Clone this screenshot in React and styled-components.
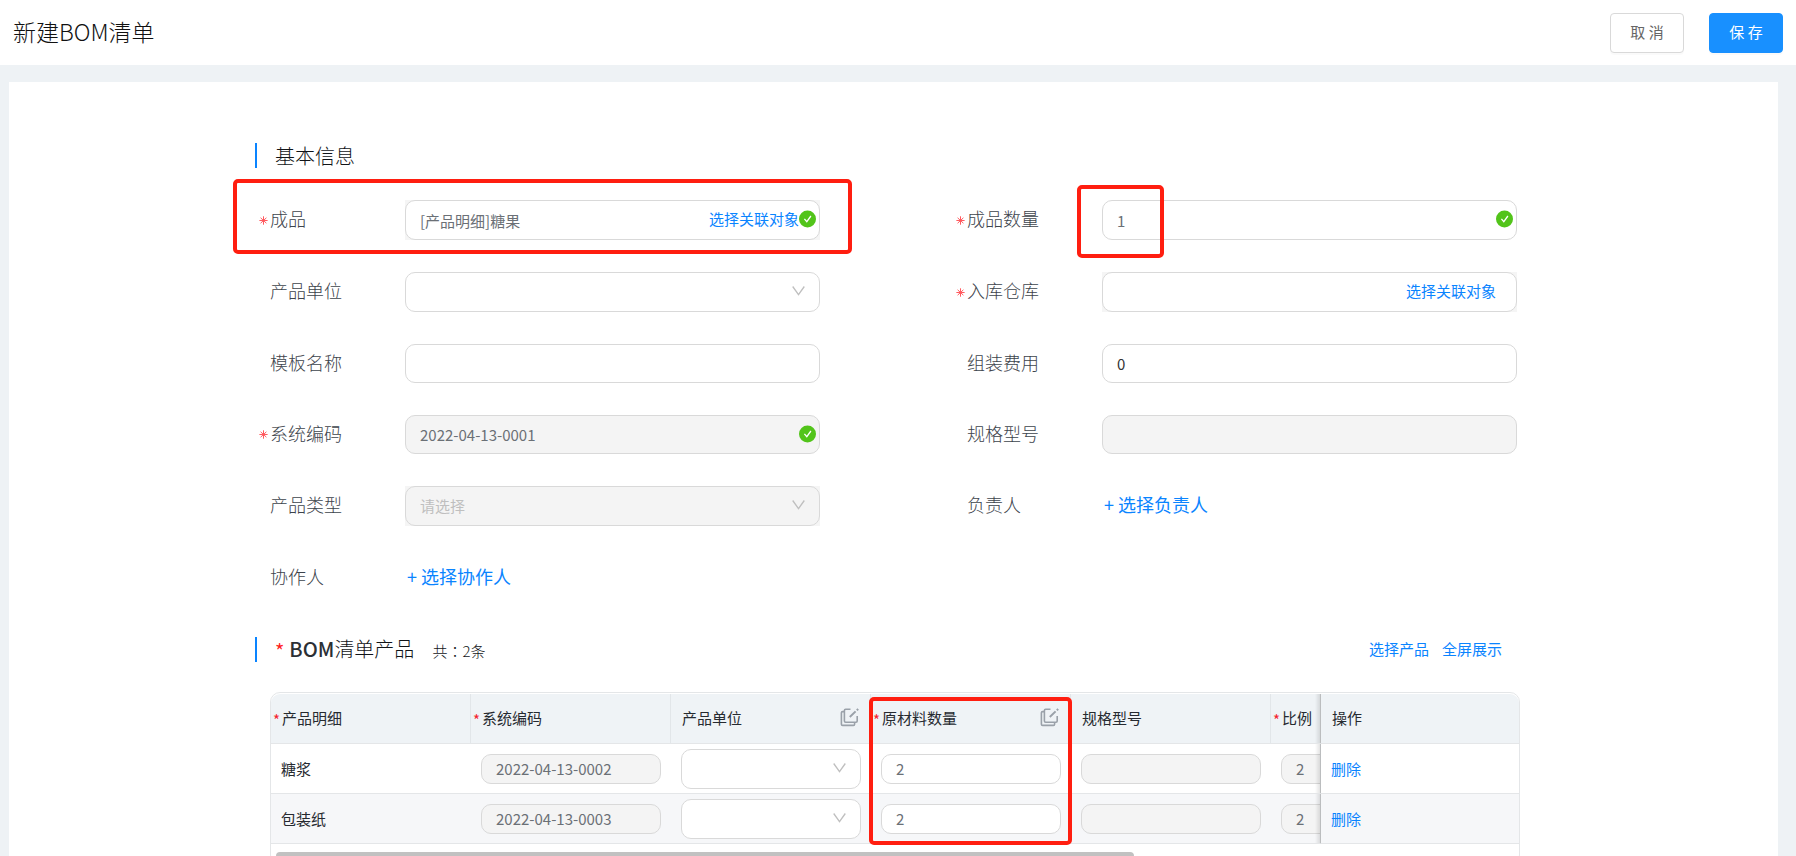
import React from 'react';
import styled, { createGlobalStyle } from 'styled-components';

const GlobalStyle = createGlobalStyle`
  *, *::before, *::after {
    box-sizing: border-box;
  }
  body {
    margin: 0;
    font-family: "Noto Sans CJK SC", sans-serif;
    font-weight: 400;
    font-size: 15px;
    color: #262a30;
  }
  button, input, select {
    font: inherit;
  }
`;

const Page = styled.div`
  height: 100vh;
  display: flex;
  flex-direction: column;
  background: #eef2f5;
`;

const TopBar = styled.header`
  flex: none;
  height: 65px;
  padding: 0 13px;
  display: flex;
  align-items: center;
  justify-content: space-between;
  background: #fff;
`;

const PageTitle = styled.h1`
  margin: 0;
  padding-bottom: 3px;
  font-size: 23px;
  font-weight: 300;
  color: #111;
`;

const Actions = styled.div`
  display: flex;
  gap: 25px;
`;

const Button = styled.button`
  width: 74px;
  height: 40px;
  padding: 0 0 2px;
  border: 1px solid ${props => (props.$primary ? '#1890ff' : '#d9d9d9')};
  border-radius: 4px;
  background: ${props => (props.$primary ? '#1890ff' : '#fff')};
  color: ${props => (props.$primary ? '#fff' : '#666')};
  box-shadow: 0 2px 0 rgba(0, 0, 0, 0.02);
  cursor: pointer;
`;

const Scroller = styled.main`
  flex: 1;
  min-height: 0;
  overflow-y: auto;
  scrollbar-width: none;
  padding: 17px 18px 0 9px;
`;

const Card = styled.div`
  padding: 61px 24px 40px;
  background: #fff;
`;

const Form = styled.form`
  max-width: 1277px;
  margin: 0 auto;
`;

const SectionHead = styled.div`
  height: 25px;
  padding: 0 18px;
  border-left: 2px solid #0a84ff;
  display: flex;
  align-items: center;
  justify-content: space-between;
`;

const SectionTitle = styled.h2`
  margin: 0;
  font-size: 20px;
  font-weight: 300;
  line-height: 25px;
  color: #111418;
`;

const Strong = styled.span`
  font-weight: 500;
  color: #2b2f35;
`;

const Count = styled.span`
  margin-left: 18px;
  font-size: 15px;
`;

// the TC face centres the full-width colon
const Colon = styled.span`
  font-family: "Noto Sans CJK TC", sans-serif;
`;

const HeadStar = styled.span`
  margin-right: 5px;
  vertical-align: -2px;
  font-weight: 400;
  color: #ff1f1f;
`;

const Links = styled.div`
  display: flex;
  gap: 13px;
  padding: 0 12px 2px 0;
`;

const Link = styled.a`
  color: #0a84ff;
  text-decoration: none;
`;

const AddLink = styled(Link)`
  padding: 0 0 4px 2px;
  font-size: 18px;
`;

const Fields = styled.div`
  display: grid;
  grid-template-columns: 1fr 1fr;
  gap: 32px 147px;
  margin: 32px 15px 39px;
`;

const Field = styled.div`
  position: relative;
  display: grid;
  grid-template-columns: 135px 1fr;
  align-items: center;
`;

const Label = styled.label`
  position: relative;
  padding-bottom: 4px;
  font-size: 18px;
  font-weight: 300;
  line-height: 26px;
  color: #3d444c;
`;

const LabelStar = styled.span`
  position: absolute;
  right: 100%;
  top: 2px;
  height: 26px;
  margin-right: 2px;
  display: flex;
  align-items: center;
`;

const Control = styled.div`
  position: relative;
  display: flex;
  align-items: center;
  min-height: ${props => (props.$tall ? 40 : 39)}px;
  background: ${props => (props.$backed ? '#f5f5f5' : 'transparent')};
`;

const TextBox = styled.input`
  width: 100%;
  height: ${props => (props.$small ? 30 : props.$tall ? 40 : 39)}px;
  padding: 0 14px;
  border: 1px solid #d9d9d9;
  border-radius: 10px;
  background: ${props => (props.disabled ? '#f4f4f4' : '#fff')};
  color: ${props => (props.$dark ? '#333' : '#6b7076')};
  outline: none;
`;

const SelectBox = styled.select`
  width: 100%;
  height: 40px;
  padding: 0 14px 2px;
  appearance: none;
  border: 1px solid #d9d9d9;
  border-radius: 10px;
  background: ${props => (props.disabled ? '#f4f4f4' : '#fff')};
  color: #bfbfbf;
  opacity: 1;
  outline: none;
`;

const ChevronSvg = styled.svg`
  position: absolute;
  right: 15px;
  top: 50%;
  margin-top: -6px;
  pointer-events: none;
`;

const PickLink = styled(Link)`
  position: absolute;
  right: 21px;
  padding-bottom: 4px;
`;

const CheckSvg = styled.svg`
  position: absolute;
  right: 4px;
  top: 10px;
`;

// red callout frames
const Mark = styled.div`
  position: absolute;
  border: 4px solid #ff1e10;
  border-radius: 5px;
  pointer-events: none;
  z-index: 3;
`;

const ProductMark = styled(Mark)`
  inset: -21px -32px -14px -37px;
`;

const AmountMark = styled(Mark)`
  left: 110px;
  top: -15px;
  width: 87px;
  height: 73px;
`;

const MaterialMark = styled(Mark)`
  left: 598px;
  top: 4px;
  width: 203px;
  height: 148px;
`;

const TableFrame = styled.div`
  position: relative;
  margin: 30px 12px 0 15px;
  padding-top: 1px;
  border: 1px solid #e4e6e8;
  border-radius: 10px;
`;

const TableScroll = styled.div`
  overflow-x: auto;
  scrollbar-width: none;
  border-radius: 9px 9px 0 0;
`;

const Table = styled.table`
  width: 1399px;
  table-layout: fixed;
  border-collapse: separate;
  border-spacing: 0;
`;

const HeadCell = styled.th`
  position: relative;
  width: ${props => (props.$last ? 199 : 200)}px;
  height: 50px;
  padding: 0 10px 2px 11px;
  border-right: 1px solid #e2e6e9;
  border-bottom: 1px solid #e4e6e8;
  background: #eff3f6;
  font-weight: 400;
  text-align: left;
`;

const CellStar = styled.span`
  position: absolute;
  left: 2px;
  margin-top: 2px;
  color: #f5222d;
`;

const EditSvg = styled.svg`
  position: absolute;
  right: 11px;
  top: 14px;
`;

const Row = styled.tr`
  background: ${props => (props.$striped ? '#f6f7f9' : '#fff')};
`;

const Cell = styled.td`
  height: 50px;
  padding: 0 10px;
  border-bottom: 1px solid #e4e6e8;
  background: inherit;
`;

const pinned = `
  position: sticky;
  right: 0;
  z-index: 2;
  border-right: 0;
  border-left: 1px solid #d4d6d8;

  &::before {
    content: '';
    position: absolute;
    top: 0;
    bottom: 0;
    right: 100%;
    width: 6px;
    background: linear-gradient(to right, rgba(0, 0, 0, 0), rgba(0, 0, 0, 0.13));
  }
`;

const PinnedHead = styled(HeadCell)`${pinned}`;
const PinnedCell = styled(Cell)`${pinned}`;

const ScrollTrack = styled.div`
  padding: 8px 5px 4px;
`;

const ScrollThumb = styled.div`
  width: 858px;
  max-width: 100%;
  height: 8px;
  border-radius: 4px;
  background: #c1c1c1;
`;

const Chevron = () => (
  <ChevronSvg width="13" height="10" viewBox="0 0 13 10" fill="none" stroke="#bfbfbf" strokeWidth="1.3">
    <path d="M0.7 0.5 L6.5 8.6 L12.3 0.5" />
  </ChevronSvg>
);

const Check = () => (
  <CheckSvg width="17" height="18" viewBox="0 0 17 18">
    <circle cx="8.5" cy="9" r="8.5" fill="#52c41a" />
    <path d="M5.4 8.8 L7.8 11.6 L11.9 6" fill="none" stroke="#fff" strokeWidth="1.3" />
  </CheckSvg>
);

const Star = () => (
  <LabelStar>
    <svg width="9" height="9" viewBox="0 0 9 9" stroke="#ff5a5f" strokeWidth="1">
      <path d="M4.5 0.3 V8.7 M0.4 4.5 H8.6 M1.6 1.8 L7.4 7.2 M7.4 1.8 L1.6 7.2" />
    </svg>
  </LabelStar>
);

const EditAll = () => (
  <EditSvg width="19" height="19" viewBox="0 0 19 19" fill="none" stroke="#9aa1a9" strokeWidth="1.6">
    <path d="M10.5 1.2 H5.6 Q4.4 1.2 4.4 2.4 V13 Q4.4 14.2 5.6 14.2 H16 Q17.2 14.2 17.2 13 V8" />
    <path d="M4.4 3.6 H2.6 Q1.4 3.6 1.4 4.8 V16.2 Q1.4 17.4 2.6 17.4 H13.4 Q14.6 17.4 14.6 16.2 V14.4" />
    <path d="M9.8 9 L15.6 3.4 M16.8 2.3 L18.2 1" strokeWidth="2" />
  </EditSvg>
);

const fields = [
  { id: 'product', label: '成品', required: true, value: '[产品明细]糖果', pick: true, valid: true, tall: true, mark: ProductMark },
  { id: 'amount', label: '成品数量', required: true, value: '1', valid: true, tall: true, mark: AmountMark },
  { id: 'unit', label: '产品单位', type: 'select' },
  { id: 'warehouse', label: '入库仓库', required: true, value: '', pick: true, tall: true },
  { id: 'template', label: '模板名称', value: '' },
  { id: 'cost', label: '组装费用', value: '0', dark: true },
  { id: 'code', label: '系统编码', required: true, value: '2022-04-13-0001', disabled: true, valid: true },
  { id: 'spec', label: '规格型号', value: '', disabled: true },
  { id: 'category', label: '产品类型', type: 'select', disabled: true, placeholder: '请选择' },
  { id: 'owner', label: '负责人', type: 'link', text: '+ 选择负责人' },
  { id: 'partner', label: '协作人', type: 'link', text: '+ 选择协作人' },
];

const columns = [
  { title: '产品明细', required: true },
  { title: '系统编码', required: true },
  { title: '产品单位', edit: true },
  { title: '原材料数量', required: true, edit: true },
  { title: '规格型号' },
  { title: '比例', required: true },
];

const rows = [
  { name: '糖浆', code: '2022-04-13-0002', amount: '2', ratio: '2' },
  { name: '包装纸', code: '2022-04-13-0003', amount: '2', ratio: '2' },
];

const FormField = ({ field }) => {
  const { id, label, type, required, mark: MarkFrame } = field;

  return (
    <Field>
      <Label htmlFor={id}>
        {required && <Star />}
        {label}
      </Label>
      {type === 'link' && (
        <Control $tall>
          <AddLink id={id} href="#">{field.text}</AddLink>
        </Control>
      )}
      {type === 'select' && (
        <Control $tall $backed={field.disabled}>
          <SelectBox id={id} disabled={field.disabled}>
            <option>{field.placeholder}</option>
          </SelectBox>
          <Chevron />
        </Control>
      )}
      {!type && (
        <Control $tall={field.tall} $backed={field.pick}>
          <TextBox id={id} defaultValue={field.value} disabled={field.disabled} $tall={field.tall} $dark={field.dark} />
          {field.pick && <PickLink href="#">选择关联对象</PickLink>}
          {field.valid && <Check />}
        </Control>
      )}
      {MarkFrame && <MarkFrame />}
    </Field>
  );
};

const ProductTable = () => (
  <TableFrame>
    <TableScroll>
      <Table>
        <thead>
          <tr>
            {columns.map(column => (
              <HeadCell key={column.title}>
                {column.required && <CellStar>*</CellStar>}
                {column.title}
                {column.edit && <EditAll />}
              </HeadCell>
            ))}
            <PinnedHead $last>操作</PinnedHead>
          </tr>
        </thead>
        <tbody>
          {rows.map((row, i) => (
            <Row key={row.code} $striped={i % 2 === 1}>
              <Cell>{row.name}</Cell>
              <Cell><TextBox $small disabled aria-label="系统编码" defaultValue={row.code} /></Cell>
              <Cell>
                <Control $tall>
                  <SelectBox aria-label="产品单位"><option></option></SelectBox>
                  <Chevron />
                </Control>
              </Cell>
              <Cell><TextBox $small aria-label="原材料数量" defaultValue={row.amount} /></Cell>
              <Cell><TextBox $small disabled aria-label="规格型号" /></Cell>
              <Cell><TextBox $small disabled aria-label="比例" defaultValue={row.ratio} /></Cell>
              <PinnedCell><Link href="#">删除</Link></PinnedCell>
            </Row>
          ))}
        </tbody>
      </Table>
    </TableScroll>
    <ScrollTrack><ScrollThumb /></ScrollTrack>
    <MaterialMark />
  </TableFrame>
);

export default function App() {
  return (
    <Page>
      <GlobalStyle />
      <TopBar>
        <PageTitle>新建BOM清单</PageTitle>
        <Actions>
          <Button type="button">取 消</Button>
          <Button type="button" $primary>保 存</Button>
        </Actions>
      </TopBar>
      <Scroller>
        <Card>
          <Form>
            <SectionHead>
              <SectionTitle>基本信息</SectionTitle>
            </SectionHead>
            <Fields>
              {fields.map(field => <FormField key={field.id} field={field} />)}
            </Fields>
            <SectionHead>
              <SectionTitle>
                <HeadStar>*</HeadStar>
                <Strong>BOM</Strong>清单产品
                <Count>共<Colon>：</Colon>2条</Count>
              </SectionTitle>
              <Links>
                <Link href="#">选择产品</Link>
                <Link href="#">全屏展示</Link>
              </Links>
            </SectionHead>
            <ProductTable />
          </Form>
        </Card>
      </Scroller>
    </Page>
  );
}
--------------------
# Stated goal
Locate each line containing the string "components" and show it.

# Answer to this task
Clone this screenshot in React and styled-components.
import styled, { createGlobalStyle } from 'styled-components';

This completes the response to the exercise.